### [Written exercise]
Going through the material below, please gather all lines with the word "screenshot" in them.

----- Data rows

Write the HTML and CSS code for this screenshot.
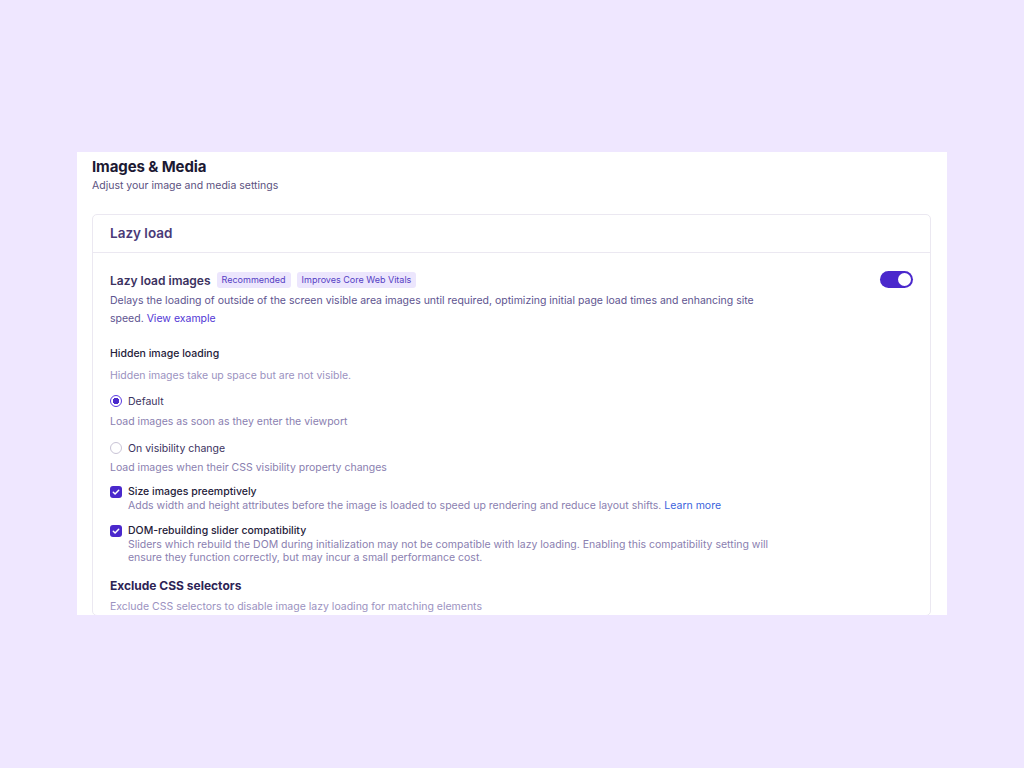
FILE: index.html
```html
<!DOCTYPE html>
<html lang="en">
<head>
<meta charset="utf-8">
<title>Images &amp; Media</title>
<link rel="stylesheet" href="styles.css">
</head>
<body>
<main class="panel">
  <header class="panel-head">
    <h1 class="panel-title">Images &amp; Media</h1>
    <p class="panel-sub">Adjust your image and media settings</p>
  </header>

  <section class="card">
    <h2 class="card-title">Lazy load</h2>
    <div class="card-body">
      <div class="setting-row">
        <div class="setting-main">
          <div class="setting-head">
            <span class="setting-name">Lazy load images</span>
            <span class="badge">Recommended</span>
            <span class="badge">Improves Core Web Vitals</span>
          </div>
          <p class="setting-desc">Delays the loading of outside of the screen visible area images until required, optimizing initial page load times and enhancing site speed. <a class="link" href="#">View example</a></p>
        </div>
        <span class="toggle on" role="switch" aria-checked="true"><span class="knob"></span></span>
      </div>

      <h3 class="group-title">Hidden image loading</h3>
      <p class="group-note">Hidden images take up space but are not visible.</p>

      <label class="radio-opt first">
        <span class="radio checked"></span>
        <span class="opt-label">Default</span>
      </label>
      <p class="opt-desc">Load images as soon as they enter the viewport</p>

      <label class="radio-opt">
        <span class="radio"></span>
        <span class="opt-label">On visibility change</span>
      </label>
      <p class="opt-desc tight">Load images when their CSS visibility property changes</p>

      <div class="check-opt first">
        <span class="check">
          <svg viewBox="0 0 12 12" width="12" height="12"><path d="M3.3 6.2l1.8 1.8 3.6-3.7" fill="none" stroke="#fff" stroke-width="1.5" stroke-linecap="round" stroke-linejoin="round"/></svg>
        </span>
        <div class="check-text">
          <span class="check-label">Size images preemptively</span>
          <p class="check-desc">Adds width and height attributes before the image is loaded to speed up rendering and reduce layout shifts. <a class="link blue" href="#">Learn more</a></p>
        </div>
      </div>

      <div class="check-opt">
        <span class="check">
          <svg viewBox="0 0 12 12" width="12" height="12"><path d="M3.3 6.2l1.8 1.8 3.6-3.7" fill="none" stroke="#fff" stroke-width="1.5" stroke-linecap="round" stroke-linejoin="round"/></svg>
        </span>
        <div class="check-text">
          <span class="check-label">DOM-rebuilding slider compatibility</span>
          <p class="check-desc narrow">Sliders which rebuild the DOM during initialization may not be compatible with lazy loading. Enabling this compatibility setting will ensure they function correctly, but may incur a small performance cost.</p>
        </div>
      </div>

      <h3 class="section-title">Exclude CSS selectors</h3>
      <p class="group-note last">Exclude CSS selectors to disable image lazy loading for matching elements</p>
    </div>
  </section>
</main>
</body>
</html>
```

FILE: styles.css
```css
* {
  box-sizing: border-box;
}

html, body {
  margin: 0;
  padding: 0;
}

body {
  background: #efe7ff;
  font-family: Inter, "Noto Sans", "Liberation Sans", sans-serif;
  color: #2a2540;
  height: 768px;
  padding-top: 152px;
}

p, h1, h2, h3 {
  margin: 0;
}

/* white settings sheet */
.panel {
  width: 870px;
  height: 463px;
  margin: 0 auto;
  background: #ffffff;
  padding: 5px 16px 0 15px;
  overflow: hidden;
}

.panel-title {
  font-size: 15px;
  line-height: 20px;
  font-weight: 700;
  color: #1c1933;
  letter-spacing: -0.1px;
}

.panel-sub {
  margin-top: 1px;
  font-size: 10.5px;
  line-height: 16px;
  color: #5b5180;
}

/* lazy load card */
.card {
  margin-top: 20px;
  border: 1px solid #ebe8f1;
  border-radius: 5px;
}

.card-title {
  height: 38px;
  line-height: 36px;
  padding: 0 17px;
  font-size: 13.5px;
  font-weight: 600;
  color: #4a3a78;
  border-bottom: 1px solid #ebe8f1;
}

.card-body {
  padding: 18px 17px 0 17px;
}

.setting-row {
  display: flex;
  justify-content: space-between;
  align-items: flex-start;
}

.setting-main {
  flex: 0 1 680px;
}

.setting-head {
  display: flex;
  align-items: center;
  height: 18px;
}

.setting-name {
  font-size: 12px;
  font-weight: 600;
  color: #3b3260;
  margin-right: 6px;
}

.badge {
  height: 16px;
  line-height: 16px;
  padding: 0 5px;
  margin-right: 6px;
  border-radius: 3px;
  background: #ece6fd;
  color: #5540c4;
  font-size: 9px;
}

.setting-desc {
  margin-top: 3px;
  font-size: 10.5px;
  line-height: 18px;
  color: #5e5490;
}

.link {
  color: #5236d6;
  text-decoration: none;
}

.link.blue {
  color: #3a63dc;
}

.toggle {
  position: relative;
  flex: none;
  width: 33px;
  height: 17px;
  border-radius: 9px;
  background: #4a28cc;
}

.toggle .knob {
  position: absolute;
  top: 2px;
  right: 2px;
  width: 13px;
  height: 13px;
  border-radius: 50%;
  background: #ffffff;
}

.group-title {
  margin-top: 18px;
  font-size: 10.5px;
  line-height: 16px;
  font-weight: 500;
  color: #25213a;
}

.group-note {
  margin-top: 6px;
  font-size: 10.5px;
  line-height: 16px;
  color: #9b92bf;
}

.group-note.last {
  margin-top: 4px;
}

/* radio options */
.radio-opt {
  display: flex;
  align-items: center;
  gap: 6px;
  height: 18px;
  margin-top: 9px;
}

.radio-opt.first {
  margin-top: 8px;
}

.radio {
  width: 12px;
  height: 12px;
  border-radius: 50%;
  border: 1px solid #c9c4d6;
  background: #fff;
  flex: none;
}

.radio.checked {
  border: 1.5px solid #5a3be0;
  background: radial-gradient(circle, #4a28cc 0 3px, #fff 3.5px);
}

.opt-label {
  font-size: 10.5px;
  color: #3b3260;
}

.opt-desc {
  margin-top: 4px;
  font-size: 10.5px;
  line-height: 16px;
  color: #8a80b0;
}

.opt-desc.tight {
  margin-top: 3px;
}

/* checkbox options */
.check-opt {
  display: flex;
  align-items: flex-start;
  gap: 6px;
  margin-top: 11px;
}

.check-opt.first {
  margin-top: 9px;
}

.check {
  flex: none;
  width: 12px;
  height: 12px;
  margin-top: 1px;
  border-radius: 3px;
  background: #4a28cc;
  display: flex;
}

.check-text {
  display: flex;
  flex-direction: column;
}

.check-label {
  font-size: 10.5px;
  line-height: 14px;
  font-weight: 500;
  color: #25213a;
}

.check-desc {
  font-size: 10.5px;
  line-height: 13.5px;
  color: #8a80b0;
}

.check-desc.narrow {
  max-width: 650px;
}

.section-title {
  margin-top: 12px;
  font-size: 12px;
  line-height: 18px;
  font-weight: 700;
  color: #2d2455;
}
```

----------
----- Data rows

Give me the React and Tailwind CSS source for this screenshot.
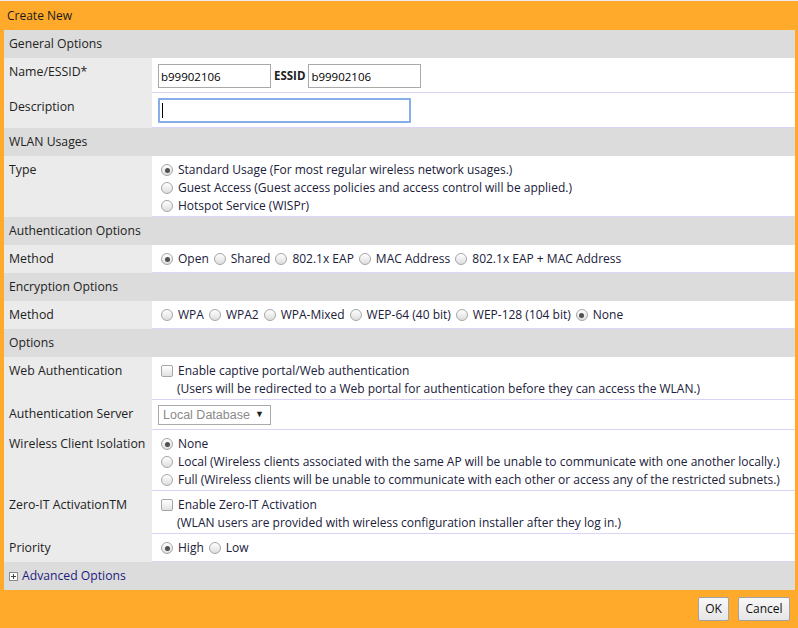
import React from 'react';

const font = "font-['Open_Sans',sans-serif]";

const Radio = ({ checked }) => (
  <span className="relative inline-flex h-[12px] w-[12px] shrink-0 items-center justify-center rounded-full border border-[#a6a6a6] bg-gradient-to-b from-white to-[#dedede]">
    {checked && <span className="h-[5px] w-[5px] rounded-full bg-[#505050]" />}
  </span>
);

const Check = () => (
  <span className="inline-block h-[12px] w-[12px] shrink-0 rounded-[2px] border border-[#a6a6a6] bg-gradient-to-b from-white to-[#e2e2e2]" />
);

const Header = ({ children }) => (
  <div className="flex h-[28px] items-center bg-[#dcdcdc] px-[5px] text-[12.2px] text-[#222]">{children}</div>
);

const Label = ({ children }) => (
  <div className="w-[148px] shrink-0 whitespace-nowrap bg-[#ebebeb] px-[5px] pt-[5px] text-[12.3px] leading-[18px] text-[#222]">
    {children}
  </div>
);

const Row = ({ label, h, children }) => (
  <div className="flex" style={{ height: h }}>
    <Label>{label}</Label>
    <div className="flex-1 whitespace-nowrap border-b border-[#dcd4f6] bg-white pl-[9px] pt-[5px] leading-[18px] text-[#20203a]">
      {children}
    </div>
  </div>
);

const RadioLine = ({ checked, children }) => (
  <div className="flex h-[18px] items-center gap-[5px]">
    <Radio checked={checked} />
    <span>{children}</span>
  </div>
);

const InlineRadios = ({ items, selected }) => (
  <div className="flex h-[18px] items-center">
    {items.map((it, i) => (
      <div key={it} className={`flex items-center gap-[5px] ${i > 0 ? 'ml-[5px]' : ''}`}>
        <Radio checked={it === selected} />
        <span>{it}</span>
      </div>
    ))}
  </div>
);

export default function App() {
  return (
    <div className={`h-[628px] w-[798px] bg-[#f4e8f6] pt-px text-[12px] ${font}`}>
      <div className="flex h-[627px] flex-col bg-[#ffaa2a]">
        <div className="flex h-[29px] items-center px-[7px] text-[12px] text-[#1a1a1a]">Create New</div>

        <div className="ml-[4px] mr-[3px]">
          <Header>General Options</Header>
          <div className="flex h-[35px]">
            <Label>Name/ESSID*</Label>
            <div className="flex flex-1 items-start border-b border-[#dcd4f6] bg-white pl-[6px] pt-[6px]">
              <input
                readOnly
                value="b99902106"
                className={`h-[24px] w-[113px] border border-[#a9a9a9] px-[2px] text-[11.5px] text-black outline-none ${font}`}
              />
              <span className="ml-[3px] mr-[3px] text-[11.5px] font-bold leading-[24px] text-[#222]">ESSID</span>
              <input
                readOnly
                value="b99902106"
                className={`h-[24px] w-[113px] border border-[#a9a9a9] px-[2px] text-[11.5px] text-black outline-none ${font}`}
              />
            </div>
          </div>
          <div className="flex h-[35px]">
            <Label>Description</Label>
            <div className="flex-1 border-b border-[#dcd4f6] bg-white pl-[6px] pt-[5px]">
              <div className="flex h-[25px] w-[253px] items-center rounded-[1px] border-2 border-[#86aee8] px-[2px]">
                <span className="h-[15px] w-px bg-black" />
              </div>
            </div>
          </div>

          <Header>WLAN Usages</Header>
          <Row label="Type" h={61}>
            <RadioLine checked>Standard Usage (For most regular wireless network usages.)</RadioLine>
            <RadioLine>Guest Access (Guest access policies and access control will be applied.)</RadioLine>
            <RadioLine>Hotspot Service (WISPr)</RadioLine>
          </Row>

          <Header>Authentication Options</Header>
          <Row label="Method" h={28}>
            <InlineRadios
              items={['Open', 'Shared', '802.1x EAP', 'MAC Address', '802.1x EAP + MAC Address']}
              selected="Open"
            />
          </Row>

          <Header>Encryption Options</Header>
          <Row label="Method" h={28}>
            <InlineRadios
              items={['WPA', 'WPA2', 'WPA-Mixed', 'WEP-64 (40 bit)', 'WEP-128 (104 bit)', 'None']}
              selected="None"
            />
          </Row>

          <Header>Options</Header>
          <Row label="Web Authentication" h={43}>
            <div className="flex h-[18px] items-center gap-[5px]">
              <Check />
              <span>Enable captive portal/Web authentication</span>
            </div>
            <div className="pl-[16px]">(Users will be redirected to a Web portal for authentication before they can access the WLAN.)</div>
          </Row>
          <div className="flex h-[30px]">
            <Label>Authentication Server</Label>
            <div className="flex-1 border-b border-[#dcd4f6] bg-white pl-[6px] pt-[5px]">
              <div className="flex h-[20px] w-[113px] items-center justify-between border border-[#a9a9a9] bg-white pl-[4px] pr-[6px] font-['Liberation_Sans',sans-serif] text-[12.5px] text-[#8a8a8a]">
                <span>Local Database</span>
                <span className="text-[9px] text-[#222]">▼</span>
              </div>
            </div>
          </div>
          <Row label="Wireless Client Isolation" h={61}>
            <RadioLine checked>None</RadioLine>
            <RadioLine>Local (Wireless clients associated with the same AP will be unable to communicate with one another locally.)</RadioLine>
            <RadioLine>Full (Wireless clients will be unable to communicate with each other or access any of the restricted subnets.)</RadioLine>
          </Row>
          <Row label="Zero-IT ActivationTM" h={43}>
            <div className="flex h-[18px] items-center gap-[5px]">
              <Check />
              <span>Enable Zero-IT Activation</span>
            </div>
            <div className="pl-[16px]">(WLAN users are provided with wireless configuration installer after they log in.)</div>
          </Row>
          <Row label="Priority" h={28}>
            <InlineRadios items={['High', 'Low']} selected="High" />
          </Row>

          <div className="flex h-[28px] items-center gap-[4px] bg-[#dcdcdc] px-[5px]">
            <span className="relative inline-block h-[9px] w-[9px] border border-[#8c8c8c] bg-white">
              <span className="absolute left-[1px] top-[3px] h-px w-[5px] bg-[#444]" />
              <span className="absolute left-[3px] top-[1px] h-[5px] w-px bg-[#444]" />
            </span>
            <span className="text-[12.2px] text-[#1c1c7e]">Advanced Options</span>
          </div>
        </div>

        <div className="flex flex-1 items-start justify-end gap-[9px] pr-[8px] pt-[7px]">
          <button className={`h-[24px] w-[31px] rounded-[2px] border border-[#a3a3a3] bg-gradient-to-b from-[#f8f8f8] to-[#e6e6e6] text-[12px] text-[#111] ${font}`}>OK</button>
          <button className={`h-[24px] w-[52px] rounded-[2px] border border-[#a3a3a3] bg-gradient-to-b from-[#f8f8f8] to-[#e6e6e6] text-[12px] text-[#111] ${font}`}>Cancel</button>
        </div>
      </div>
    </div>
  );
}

----------
----- Data rows

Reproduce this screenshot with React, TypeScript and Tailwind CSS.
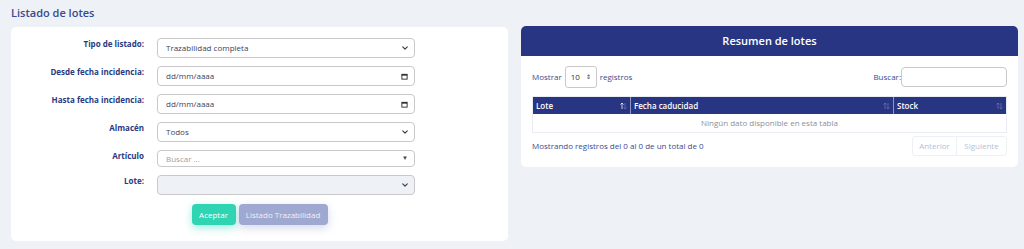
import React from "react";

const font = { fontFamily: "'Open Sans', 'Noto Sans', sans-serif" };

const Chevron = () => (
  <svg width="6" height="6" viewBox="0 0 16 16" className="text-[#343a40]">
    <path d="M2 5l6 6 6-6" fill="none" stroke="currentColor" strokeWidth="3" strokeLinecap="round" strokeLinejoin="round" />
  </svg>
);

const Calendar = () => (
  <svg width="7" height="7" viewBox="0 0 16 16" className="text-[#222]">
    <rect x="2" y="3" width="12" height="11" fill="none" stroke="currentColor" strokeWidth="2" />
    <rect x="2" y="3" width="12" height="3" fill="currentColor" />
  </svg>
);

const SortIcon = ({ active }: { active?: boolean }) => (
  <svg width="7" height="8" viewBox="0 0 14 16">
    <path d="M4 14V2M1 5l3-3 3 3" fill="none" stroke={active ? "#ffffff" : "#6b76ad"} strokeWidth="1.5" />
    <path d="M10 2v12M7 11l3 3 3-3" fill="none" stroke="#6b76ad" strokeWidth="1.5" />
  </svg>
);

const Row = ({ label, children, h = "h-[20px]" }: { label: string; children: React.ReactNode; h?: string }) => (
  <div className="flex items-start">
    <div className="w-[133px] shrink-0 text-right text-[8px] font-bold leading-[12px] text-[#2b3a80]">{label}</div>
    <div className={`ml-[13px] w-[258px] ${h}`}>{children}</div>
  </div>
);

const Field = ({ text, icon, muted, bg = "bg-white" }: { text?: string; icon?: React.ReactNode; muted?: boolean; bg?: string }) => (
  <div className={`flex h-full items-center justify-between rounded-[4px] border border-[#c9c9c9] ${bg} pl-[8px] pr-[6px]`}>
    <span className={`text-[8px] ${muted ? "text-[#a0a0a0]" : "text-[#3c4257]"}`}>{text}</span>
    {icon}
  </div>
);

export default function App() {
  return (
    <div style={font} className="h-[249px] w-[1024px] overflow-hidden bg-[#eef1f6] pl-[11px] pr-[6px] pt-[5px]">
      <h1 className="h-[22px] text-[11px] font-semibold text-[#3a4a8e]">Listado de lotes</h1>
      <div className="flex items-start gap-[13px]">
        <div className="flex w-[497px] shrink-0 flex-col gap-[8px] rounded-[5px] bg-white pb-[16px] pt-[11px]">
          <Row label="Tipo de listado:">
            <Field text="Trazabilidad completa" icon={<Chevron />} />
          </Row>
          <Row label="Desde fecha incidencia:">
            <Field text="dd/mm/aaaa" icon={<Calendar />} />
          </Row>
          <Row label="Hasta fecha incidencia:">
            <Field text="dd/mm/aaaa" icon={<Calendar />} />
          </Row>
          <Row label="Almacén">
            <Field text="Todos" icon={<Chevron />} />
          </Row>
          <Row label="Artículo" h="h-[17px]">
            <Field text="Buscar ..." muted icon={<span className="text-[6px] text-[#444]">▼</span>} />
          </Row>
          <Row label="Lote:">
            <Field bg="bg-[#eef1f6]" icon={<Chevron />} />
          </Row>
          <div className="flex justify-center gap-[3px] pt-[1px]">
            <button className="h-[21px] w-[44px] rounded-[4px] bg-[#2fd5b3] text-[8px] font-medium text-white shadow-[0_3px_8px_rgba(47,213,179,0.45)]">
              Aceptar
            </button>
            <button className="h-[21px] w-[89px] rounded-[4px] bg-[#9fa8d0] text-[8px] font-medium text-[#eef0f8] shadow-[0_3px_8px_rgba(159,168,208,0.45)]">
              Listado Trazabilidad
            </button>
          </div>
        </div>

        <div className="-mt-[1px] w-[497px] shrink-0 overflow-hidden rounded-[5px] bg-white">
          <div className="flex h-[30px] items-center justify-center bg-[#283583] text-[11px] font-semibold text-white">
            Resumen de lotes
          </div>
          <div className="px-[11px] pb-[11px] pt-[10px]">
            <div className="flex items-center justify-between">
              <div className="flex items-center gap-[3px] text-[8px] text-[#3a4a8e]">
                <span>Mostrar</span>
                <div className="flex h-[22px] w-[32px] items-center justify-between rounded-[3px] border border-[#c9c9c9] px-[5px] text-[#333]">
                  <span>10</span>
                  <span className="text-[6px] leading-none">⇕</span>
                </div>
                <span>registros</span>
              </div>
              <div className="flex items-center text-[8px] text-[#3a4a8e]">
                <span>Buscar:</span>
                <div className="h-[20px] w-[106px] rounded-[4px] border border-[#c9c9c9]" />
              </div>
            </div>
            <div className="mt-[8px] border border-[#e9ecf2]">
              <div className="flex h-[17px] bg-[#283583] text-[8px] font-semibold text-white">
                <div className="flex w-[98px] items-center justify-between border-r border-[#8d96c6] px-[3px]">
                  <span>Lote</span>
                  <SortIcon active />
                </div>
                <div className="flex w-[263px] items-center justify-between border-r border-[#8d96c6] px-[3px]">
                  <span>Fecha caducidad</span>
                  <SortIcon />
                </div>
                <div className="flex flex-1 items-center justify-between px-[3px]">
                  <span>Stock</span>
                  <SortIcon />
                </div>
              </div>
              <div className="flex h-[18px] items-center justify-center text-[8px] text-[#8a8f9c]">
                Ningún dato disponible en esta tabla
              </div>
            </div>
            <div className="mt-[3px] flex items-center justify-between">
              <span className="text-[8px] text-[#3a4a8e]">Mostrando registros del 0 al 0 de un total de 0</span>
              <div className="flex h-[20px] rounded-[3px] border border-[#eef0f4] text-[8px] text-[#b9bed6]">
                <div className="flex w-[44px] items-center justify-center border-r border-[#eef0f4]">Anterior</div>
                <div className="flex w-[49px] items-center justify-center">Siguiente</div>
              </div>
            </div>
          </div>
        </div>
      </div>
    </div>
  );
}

----------

### [Complete response]
Write the HTML and CSS code for this screenshot.
Give me the React and Tailwind CSS source for this screenshot.
Reproduce this screenshot with React, TypeScript and Tailwind CSS.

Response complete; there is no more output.